TASK DESCRIPTION:
In the listing below, find every line containing "styled" and copy it out.

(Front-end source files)
* * * * * * *
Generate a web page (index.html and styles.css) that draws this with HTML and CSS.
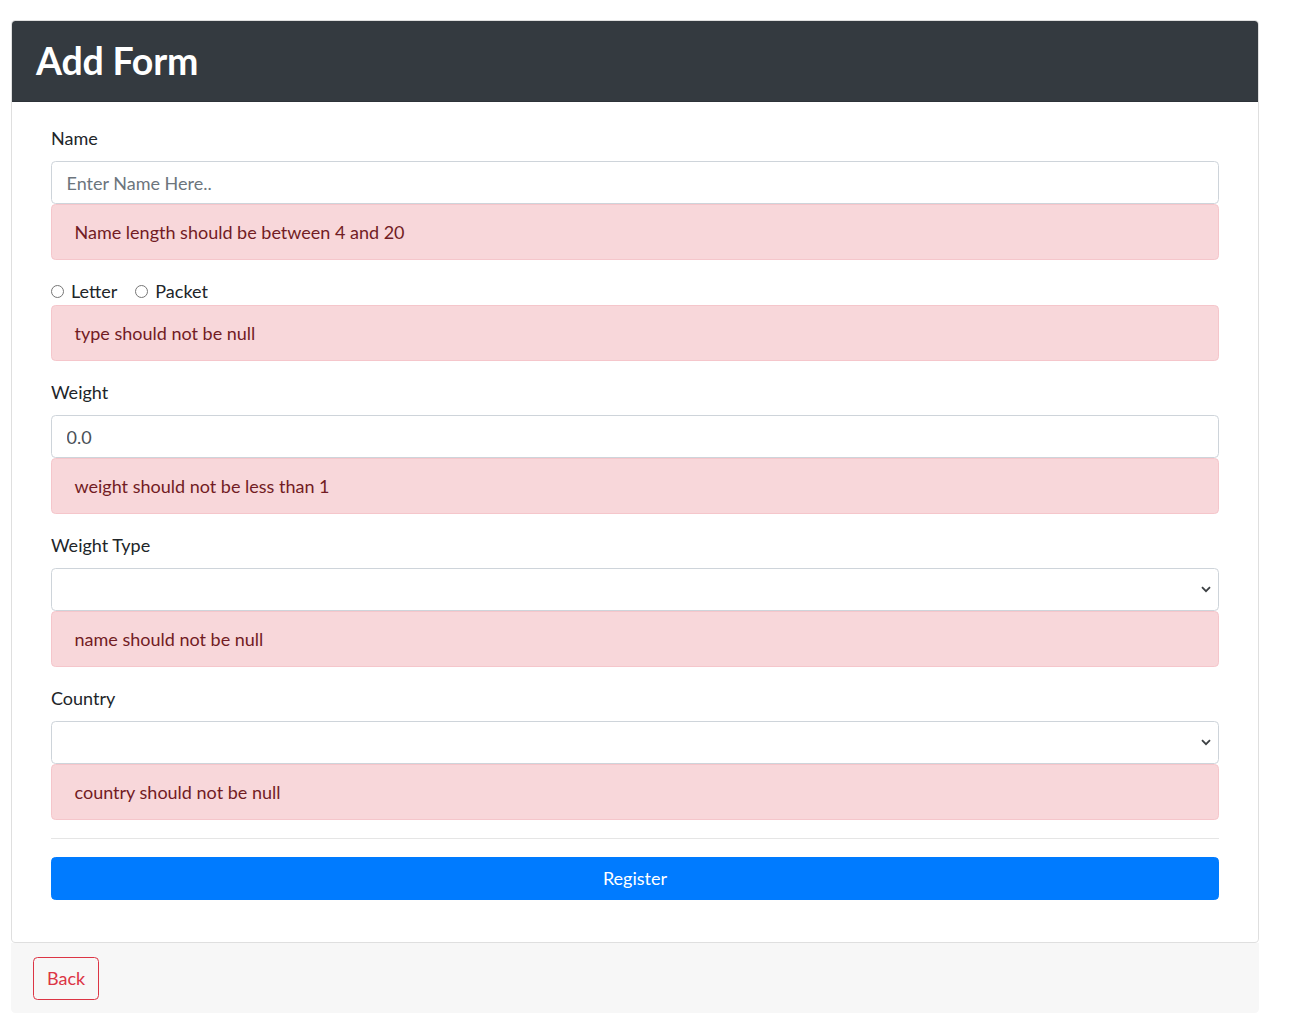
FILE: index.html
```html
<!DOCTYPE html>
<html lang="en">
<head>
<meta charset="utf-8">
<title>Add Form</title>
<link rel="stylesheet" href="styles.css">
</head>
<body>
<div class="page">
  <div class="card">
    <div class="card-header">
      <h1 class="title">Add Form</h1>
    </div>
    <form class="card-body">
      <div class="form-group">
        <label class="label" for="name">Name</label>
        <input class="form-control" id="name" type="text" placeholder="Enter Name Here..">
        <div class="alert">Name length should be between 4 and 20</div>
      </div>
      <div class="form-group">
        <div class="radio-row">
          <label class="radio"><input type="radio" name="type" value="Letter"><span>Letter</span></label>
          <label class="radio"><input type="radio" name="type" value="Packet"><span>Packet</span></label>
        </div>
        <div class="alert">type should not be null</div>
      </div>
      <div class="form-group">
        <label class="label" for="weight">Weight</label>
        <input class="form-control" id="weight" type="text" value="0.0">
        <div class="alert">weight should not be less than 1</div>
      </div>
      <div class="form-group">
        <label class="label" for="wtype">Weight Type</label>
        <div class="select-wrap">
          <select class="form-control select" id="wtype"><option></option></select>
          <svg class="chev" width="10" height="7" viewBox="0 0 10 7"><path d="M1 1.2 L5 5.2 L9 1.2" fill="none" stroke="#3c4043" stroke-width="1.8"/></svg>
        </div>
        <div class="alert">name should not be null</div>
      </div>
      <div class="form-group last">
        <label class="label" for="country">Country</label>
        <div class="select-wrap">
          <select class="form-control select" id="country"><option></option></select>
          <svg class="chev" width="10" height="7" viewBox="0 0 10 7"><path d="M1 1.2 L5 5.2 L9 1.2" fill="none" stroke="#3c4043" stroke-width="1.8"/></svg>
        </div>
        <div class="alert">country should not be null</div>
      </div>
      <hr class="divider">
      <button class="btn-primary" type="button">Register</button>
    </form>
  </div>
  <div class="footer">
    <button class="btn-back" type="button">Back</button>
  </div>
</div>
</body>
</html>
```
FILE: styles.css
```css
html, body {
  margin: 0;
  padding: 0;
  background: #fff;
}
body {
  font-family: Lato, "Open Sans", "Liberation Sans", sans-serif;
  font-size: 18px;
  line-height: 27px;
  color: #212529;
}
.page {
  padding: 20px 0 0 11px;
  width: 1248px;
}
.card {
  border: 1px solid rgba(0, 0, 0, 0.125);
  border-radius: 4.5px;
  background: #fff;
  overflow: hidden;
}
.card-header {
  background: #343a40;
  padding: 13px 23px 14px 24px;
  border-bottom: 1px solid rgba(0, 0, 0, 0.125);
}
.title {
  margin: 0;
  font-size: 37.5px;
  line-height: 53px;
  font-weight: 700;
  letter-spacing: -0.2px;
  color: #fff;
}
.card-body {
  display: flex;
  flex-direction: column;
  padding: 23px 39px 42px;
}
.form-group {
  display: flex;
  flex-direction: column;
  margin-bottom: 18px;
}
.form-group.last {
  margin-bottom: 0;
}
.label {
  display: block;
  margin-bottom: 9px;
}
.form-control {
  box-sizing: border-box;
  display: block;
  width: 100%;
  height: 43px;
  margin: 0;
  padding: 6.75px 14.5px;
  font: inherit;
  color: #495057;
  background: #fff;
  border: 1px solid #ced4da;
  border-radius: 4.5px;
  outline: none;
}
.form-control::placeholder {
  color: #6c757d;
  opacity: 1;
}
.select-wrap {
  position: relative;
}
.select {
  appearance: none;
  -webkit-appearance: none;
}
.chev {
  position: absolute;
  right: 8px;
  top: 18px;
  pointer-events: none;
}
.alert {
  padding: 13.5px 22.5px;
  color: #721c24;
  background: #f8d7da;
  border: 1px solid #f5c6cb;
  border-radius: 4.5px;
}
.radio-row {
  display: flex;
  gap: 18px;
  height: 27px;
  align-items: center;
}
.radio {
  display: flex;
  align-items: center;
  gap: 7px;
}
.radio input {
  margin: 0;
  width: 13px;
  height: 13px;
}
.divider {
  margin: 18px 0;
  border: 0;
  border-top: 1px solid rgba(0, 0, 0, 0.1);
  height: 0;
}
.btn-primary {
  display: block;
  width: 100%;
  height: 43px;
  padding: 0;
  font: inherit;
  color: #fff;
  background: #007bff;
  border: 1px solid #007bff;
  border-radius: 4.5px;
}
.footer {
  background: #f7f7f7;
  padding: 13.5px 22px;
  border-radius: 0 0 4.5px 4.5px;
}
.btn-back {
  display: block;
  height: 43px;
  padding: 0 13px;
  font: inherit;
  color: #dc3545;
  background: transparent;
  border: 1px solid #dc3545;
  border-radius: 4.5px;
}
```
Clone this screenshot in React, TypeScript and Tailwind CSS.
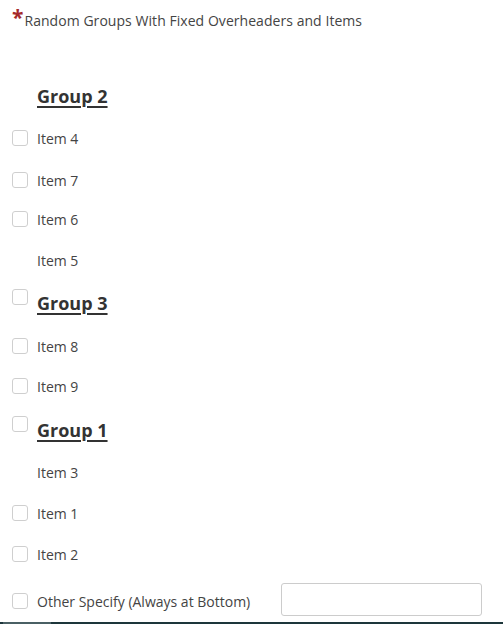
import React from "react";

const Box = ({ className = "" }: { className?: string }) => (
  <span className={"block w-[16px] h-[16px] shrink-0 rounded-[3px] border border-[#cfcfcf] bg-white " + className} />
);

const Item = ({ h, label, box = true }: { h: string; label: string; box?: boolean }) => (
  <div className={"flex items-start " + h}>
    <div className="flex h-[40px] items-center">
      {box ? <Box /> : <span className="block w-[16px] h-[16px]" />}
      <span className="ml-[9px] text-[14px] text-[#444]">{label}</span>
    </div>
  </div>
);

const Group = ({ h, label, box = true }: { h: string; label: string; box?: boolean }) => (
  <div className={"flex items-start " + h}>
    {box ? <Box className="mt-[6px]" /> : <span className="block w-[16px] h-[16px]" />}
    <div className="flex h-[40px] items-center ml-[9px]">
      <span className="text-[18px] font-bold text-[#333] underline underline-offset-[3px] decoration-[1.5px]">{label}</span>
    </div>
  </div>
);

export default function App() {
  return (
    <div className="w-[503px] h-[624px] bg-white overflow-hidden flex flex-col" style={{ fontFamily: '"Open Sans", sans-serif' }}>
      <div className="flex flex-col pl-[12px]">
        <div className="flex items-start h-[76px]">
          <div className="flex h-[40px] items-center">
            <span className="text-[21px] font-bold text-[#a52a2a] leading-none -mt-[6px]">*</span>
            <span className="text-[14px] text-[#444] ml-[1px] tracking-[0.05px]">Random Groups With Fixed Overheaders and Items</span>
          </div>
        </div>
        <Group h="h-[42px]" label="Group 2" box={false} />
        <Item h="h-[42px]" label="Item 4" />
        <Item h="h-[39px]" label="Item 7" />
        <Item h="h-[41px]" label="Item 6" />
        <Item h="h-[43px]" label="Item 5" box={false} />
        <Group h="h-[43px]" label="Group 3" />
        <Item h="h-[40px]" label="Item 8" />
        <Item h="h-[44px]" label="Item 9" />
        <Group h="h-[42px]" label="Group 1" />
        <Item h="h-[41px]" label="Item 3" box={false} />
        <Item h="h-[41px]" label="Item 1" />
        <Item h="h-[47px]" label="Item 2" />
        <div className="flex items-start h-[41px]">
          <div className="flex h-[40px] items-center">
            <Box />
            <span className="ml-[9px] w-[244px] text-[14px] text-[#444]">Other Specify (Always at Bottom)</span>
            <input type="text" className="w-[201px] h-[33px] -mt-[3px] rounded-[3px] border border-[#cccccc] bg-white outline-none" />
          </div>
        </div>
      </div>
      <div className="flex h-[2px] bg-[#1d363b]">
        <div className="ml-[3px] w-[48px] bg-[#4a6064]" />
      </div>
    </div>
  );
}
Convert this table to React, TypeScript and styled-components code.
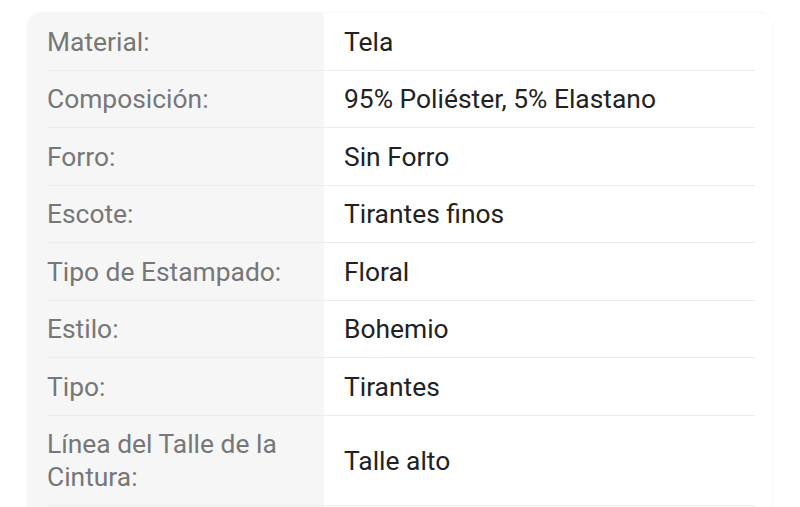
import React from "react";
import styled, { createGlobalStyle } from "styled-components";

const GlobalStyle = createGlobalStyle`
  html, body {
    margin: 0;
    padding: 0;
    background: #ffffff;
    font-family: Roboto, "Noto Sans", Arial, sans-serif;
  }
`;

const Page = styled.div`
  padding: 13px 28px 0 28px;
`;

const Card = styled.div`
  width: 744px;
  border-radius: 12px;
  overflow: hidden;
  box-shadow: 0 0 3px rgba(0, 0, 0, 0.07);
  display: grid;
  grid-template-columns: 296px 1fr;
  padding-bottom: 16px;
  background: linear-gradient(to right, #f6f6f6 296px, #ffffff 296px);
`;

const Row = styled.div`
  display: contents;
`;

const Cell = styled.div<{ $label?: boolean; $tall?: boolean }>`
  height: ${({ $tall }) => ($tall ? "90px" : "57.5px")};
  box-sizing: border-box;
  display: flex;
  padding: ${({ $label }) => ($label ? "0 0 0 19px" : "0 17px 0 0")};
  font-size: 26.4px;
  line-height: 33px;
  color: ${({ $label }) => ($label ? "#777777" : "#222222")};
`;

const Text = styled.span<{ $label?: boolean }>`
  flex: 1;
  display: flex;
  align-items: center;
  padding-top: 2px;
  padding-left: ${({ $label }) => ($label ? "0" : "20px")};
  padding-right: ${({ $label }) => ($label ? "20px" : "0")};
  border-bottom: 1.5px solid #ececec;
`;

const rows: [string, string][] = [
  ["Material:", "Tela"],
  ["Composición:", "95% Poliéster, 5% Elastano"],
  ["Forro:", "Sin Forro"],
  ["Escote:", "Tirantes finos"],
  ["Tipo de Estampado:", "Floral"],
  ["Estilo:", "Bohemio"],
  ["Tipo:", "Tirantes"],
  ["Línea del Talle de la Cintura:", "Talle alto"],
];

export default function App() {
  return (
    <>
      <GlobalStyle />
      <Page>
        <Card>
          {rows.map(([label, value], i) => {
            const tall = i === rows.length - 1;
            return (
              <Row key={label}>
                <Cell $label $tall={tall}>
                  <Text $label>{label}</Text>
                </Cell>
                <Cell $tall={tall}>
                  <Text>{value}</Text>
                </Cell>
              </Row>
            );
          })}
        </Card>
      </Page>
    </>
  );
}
* * * * * * *
EXERCISE OUTPUT:
Convert this table to React, TypeScript and styled-components code.
import styled, { createGlobalStyle } from "styled-components";
const Page = styled.div`
const Card = styled.div`
const Row = styled.div`
const Cell = styled.div<{ $label?: boolean; $tall?: boolean }>`
const Text = styled.span<{ $label?: boolean }>`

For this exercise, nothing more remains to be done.